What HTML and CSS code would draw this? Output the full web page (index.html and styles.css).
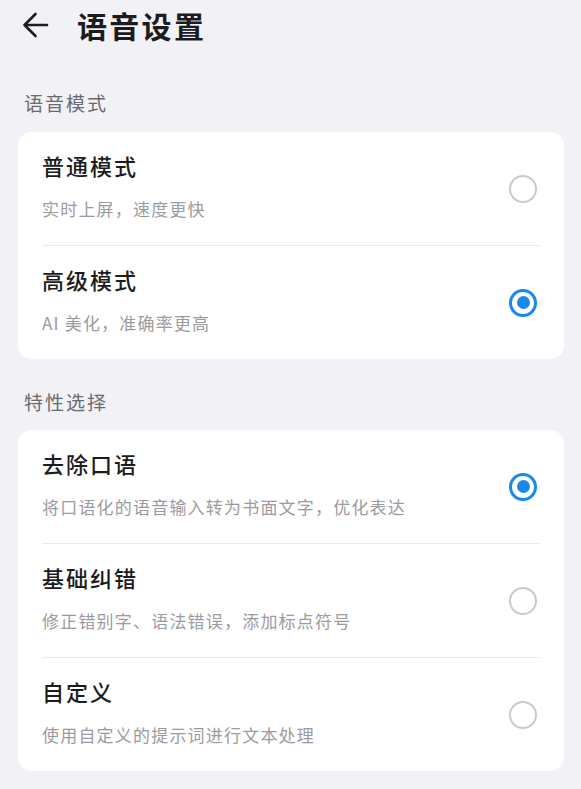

* * * * *

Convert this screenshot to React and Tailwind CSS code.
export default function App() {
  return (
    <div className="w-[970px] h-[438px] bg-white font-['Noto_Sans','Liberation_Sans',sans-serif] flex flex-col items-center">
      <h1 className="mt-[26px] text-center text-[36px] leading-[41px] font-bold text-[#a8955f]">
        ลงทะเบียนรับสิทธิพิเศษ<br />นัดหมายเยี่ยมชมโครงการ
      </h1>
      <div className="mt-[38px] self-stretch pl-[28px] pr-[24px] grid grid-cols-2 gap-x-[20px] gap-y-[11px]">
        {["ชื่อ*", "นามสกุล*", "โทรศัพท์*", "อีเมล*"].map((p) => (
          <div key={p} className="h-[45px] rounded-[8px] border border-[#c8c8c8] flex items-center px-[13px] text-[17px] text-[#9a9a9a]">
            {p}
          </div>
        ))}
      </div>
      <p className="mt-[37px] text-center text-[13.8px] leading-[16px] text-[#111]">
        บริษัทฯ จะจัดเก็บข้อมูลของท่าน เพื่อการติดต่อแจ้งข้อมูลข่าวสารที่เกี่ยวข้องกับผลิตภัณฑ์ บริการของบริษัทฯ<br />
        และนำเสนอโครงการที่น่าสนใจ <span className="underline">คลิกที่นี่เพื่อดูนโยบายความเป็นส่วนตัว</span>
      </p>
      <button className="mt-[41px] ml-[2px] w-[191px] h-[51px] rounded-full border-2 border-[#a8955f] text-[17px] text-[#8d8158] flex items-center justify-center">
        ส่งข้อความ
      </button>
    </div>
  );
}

* * * * *

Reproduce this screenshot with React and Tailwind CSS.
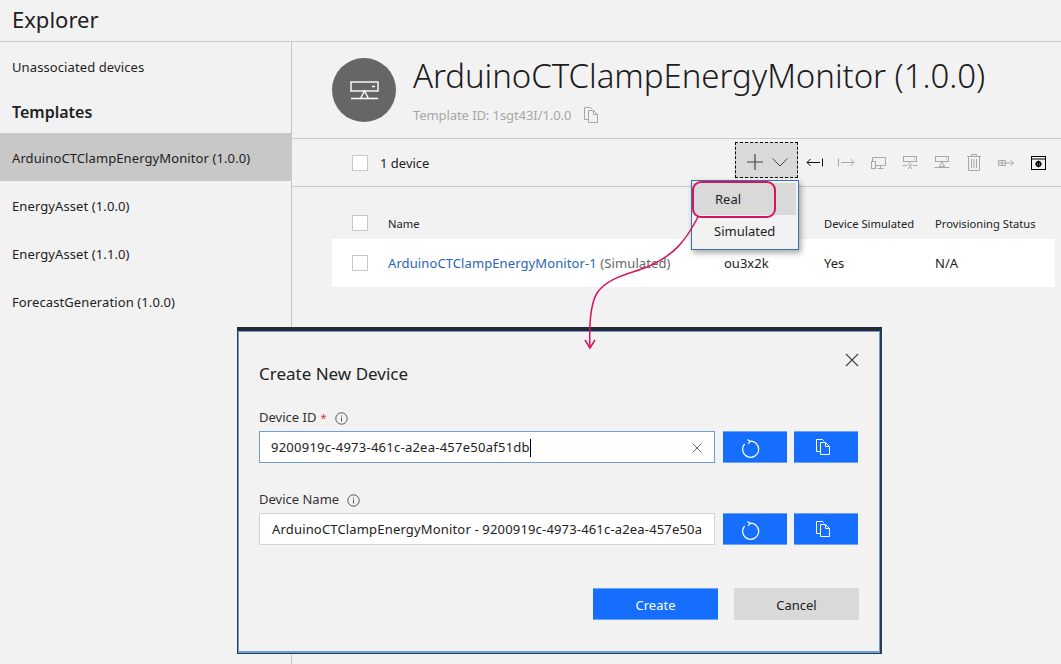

* * * * *

▶ _What is being asked_
Copy each line that contains the word "Tailwind".

▶ _Written response_
Convert this screenshot to React and Tailwind CSS code.
Reproduce this screenshot with React and Tailwind CSS.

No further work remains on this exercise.